We could speculate all we want about why that would be. We could guess that the manner in which Bison running back Bruce Anderson was injured when the teams met on Oct. 15 had something to do with it. We could spitball and say that some SDSU Twitter activity seemed odd following that narrow 19-17 Jackrabbit victory. Maybe Klieman isn't even aware of such things. Don't know. We could reckon a lot of things that Klieman will neither confirm nor deny.

Maybe running back King Frazier allowed a little glimpse inside the bubble with this comment:

"I'm not a big fan of SDSU at all. I'm pretty sure my brothers aren't either," he said. "I just felt like we came out with a chip on our shoulder with something to prove. That first game isn't really how we should've performed. And we came out and did our thing today."

That "thing" was, and stop me if you've heard this before, a punishing ground game and a vicious defense that pummeled the Jackrabbits into meek submission. NDSU won 36-10 and, save for a Three Stooges end to the first half and a bad interception to start the second, could've been much worse.

Motivation is one thing, but execution is another. The Bison did that like they always seem to come December, dialing up the intensity and speed with which they play. NDSU's offense ran, ran and ran some more against the Jackrabbits to the tune of 302 yards. They possessed the ball for a remarkable 41 minutes and ran 73 plays to SDSU's 39.

And when the Jackrabbits' talented trio of quarterback Taryn Christion, Dallas Goedert and Jake Wieneke were on the field, it didn't go quite like it did in October. That's when SDSU piled up 523 total yards. Christion ran wild for 141 and threw to Goedert and Wieneke like they were playing in the backyard. Goedert had 11 catches for 150 yards. Wieneke had six for 108.

This time? Not even close. After getting 146 yards and 10 points on their first two drives, they totaled 46 yards and no points the rest of the way.

This wasn't defense. It was a life sentence with no chance of parole.

SDSU coach John Stiegelmeier said NDSU's best defense was its offense and that is true to a point. The Jackrabbits offense was rarely on the field after the first quarter. But that is not giving enough credit to NDSU's defensive players or scheme. Christion never got free with his legs and, because of sacks, finished with minus-16 yards rushing. Goedert and Wieneke made plays early, but disappeared in the second half.

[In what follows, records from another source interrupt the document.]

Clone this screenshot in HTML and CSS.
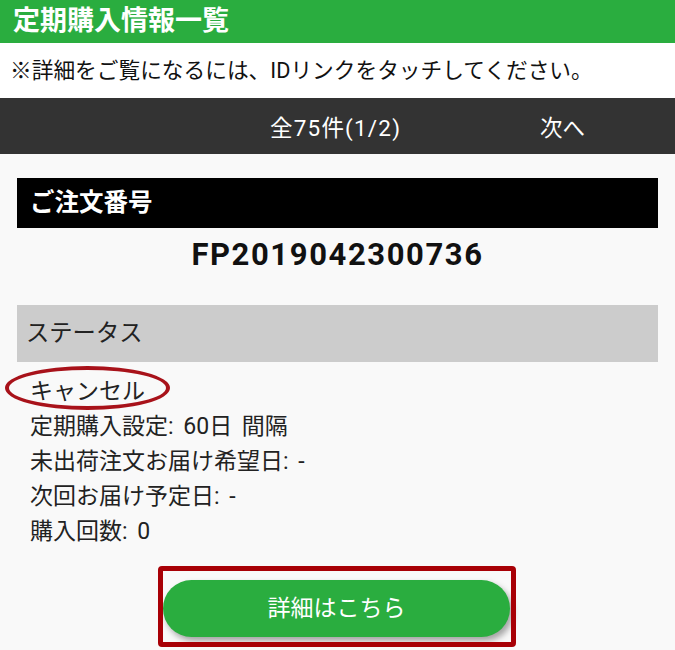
FILE: index.html
```html
<!DOCTYPE html>
<html lang="ja">
<head>
<meta charset="utf-8">
<link rel="stylesheet" href="styles.css">
</head>
<body>
<header class="title-bar">定期購入情報一覧</header>
<p class="notice">※詳細をご覧になるには、IDリンクをタッチしてください。</p>
<nav class="pager">
  <span class="pager-count">全75件(1/2)</span>
  <a class="pager-next">次へ</a>
</nav>
<main class="content">
  <section class="card">
    <h2 class="card-head">ご注文番号</h2>
    <div class="order-no">FP2019042300736</div>
    <h3 class="status-head">ステータス</h3>
    <div class="status-body">
      <span class="mark-ellipse"></span>
      <p class="line">キャンセル</p>
      <p class="line">定期購入設定: 60日 間隔</p>
      <p class="line">未出荷注文お届け希望日: -</p>
      <p class="line">次回お届け予定日: -</p>
      <p class="line">購入回数: 0</p>
      <div class="btn-wrap">
        <span class="mark-rect"></span>
        <a class="detail-btn">詳細はこちら</a>
      </div>
    </div>
  </section>
</main>
</body>
</html>
```
FILE: styles.css
```css
* { box-sizing: border-box; }
html, body {
  margin: 0;
  padding: 0;
  background: #f9f9f9;
  font-family: Roboto, "Noto Sans CJK JP", sans-serif;
  color: #222;
}
.title-bar {
  height: 43px;
  background: #2aad3f;
  color: #fff;
  font-weight: bold;
  font-size: 27px;
  line-height: 43px;
  padding-left: 13px;
}
.notice {
  margin: 0;
  height: 55px;
  background: #fff;
  font-size: 21.7px;
  line-height: 55px;
  padding-left: 10px;
  color: #111;
}
.pager {
  height: 56px;
  background: #333;
  color: #fff;
  display: flex;
  align-items: center;
  font-size: 22.5px;
}
.pager-count {
  margin-left: 270px;
  width: 270px;
  letter-spacing: 1.2px;
}
.content {
  padding: 24px 17px 0;
}
.card {
  position: relative;
  background: #f9f9f9;
}
.card-head {
  margin: 0;
  height: 50px;
  background: #000;
  color: #fff;
  font-size: 24.5px;
  font-weight: bold;
  line-height: 50px;
  padding-left: 13px;
}
.order-no {
  height: 77px;
  text-align: center;
  font-weight: bold;
  font-size: 31px;
  letter-spacing: 1.6px;
  padding-top: 9px;
  line-height: 36px;
  color: #111;
}
.status-head {
  margin: 0;
  height: 57px;
  background: #ccc;
  font-weight: normal;
  font-size: 23.3px;
  line-height: 57px;
  padding-left: 9px;
  color: #222;
}
.status-body {
  position: relative;
  padding: 12px 0 20px 13px;
}
.line {
  margin: 0;
  font-size: 23px;
  line-height: 35px;
  word-spacing: 4px;
}
.mark-ellipse {
  position: absolute;
  left: -12px;
  top: 4px;
  width: 165px;
  height: 44px;
  border: 4.5px solid #a8121a;
  border-radius: 50%;
}
.btn-wrap {
  position: relative;
  width: 347px;
  margin: 31px 0 0 133px;
}
.detail-btn {
  display: block;
  height: 57px;
  border-radius: 28.5px;
  background: #2aad3f;
  color: #fff;
  text-align: center;
  font-size: 23px;
  line-height: 57px;
  box-shadow: 3px 4px 6px rgba(0,0,0,0.35);
}
.mark-rect {
  position: absolute;
  left: -5px;
  right: -6px;
  top: -14px;
  bottom: -10px;
  border: 5px solid #a80006;
  border-radius: 4px;
  z-index: 1;
}
```
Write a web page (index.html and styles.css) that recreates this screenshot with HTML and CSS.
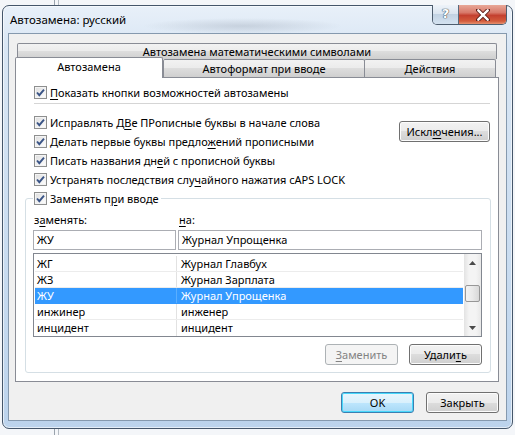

Instead it was Greg Menard, Tre Dempsey, Grant Morgan and Caleb Butler standing out when the Jackrabbit offense was on the field.

This is how different things were this time. Because of injuries, Butler was forced to play some fullback last time the teams played. In the rematch, Butler had back-to-back sacks of Christion in the fourth quarter that provided the defense's exclamation point.

"Our d-line played tremendous. Four-man pressure, they were hassling him all day," Dempsey said. "You could see that he was frustrated. Then when we did bring pressure, he was throwing the ball into the ground. We got after him, man."

During last year's playoff run, the Bison defense shut down four teams known for their offensive firepower. Through two games this year, the pattern is established again.

Next up is James Madison, the champions of the Colonial Athletic Association averaging 50 points and 532 yards a game. The Dukes hung 65 points on Sam Houston State to reach the semifinals.

Without whatever motivation SDSU provided, the Bison will have to dial up the defense again.